Desiccants still on the table — for now

Ensuring that chemical desiccants make it all the way through the canopy and do the job requires the right conditions and enough water to carry the active ingredient where it needs to go.  |  File photo

Rules are not relaxed just because you’ve given an old product a new task, ensuring the crop is right for harvest

The use of desiccants in pulse harvest is coming under increased scrutiny, as are chemicals used to create uniform pre-mature dry-down. But for now, desiccants are still on the table.

Keep in mind that a desiccant is nothing more than a herbicide with a different job. In addition to the unique role you are now asking it to play, the herbicide must still be treated with the same respect it was given earlier in the season. It can still cause extensive expensive damage to adjacent crops.

Peas generally don’t need a desiccant. They dry down beautifully in August without help. With later maturing pulses such as lentils, growers will often give a squirt of Reglone to ensure uniformity.

There are two important considerations in planning your desiccation strategy. For one thing, the crop canopy is fully foliated. There’s a lot of leaf area, making it more difficult to get thorough coverage. For that reason, cutting back on water volume is a bad idea.

The other consideration is that desiccants are contact product. Whether you use Reglone or Heat, you need lots of water. They’re not the same mode of action, but they’re both contact products, reminds Tom Wolf of Agrimetrix in Saskatoon.

“We always need more water for contact products. Water is the single-most critical component of any good desiccation application,” Wolf said.

“You can do that with a bigger nozzle or you can simply drive slower, just as long as the math works out. Sometimes people are reluctant to drive very fast in a mature crop because of the damage they might do.

“They’ll slow down enough so their 10-gallon nozzle is correct to give them a 15-gallon rate, which is required by most products. The Reglone label still calls for 20 gallons per acre.”

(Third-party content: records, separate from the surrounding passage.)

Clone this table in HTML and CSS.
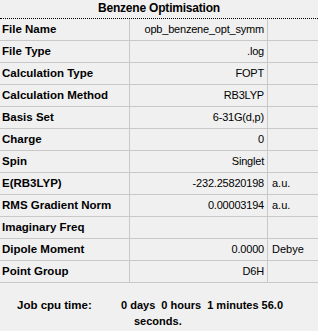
FILE: index.html
```html
<!DOCTYPE html>
<html>
<head>
    <title>Benzene Optimisation</title>
    <link rel="stylesheet" href="styles.css">
</head>
<body>
    <!-- Summary title -->
    <div class="summary-title">Benzene Optimisation</div>

    <!-- Result grid -->
    <div class="summary-grid">
        <div class="row"><div class="label">File Name</div><div class="value">opb_benzene_opt_symm</div><div class="unit"></div></div>
        <div class="row"><div class="label">File Type</div><div class="value">.log</div><div class="unit"></div></div>
        <div class="row"><div class="label">Calculation Type</div><div class="value">FOPT</div><div class="unit"></div></div>
        <div class="row"><div class="label">Calculation Method</div><div class="value">RB3LYP</div><div class="unit"></div></div>
        <div class="row"><div class="label">Basis Set</div><div class="value">6-31G(d,p)</div><div class="unit"></div></div>
        <div class="row"><div class="label">Charge</div><div class="value">0</div><div class="unit"></div></div>
        <div class="row"><div class="label">Spin</div><div class="value">Singlet</div><div class="unit"></div></div>
        <div class="row"><div class="label">E(RB3LYP)</div><div class="value">-232.25820198</div><div class="unit">a.u.</div></div>
        <div class="row"><div class="label">RMS Gradient Norm</div><div class="value">0.00003194</div><div class="unit">a.u.</div></div>
        <div class="row"><div class="label">Imaginary Freq</div><div class="value"></div><div class="unit"></div></div>
        <div class="row"><div class="label">Dipole Moment</div><div class="value">0.0000</div><div class="unit">Debye</div></div>
        <div class="row"><div class="label">Point Group</div><div class="value">D6H</div><div class="unit"></div></div>
    </div>

    <!-- Timing -->
    <div class="job-time">
        <div class="job-label">Job cpu time:</div>
        <div class="job-value">
            <div>0 days&nbsp;&nbsp;0 hours&nbsp;&nbsp;1 minutes 56.0</div>
            <div class="job-rest">seconds.</div>
        </div>
    </div>
</body>
</html>
```

FILE: styles.css
```css
body {
    margin: 0;
    background-color: #f0f0f0;
    font-family: "Liberation Sans", Arial, sans-serif;
    font-size: 11px;
    color: #000;
}

/* Title bar */
.summary-title {
    height: 18px;
    line-height: 17px;
    text-align: center;
    font-weight: bold;
    font-size: 12px;
    letter-spacing: -0.2px;
    border-bottom: 1px dotted #000;
}

/* Grid rows */
.row {
    display: grid;
    grid-template-columns: 130px 138px 1fr;
    height: 21px;
    line-height: 21px;
    border-bottom: 1px solid #c8c8c8;
}

.label {
    padding-left: 2px;
    font-weight: bold;
    font-size: 11.5px;
    border-right: 1px solid #c8c8c8;
    white-space: nowrap;
}

.value {
    padding-right: 3px;
    text-align: right;
    letter-spacing: -0.2px;
    border-right: 1px solid #c8c8c8;
    white-space: nowrap;
}

.unit {
    padding-left: 4px;
    white-space: nowrap;
}

/* Job cpu time footer */
.job-time {
    display: flex;
    padding-top: 14px;
    font-weight: bold;
    line-height: 16px;
}

.job-label {
    width: 104px;
    padding-left: 17px;
    font-size: 11.5px;
}

.job-value {
    white-space: nowrap;
}

.job-rest {
    padding-left: 13px;
}
```
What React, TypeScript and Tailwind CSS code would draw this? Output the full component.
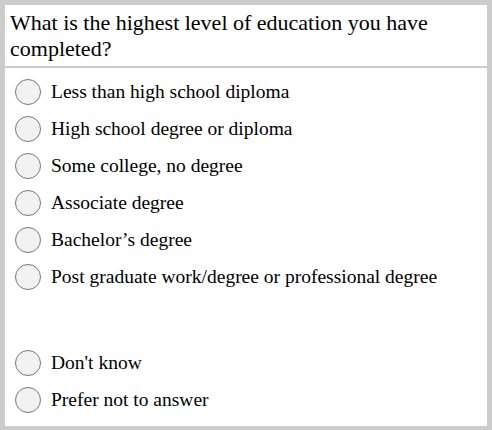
import React from "react";

const options = [
  "Less than high school diploma",
  "High school degree or diploma",
  "Some college, no degree",
  "Associate degree",
  "Bachelor’s degree",
  "Post graduate work/degree or professional degree",
];
const extra = ["Don't know", "Prefer not to answer"];

function Row({ label }: { label: string }) {
  return (
    <div className="flex items-center h-[37px]">
      <span className="ml-[10px] w-[26px] h-[26px] rounded-full border border-[#777] bg-[#f2f2f2] shrink-0" />
      <span className="ml-[10px] text-[19.5px] text-black leading-none">{label}</span>
    </div>
  );
}

export default function App() {
  return (
    <div className="w-[492px] h-[430px] bg-[#cccccc] pt-[5px] pl-[5px] pr-[5px] pb-[4px]" style={{ fontFamily: '"Liberation Serif", serif' }}>
      <div className="bg-white h-full">
        <div className="px-[5px] pt-[5px] h-[61px] text-[22px] leading-[26px] text-black">
          What is the highest level of education you have completed?
        </div>
        <div className="h-[2px] bg-[#cccccc]" />
        <div className="pt-[5px]">
          {options.map((o) => (
            <Row key={o} label={o} />
          ))}
          <div className="h-[49px]" />
          {extra.map((o) => (
            <Row key={o} label={o} />
          ))}
        </div>
      </div>
    </div>
  );
}
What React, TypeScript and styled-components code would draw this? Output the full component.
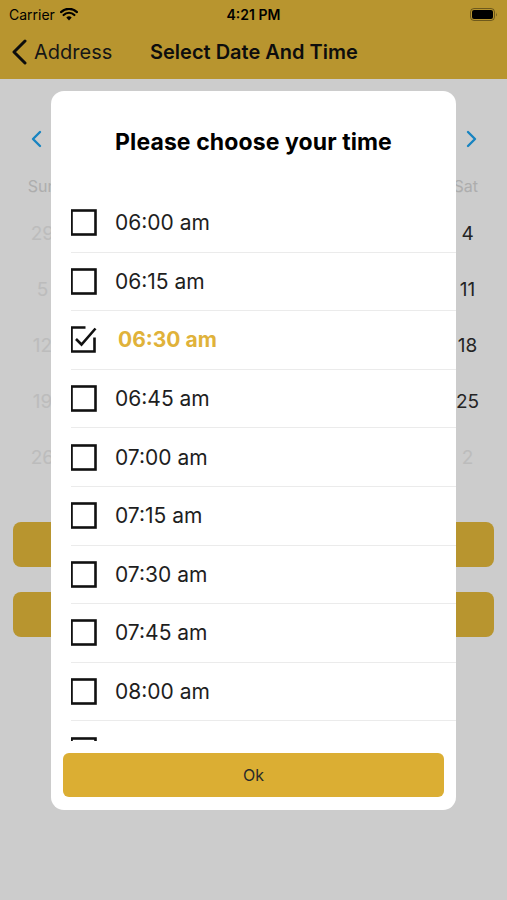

Wolf says that may sound like a lot of water in today’s world of lower water volumes, but if the label says 20 gallons, you’re better off following the label, especially if there are issues with a performance guarantee.

Because of the time constraints inherent in bigger farms, some growers suggest the desiccant sprayer keeps working all night long if possible. Wolf says it’s true that Reglone works best when applied late in the day when the sun is low, or at night.

“The main reason is that Reglone is a contact product, and the mode of action requires photosynthesis to be happening. Two factors — if you spray when the sun is out, Reglone starts working immediately. Within an hour or less you can see that it’s working. You might think that’s good, but it isn’t. That only tells you that it’s working.

“If you spray after sunset, the active ingredient has six or eight hours to work it’s way around in the leaves and down into the stems. Then when the sun comes out, photosynthesis starts up again and the product works better. So yes, this is one of the few times I advocate spraying at night.”

Wolf says inversions and stable atmospheres are still the same problem whether you’re desiccating with Reglone or spraying any other herbicide during the day. They create a drift hazard.

“It’s that old conflict of trying to balance two contradictory factors — higher efficacy spraying at night versus higher drift risk because of inversion.”

Dew is another positive factor in night spraying. Wolf isn’t sure, although he concedes that a number of people think it helps.

“We’ve observed and documented that the dew spreads water out over the leaf surface a little more, and that water carries the chemical with it for better coverage. But once again we have two contradictory factors. Heavy dew can run off the leaves and carry the chemical along with it to the ground. Too much of a good thing, maybe.

“We’ve seen both scenarios and measured them both. We didn’t find that spraying wet leaves is necessarily a bad thing, but if the leaves are wet to the point of water running off, then you will lose product.

“But here’s the good news. If you wait two hours after sunrise before spraying, two nice things happen. First, the inversion will burn off if there’s direct sunshine. Secondly, more of the heavy dew will be burned off so there’s less risk of runoff and a better chance the dew will help distribute the product.”

Wolf says North Dakota State University has a mesonet of 130 weather data stations situated in key farming areas around the state. Each station is equipped with two temperature sensors, which predict the odds of inversion in that area. The station has one temperature sensor at the level of the crop canopy, while the other is five feet higher than the canopy.

If the low temperature is lower than the top temperature, then inversion is likely. The greater the discrepancy between the two sensors, the higher the risk of inversion and the more severe that inversion will be.

“Farmer’s Edge uses this technology on their weather stations. They have the largest privately installed weather network in North America, possible in the world. I don’t think every station does inversion prediction, but it’s certainly a step in the right direction in terms of stopping spray drift.

“Bayer’s FieldView and Deere’s Crop Intelligence also make this service available. As the cost of sensors comes down it should become easier to equip all networks.”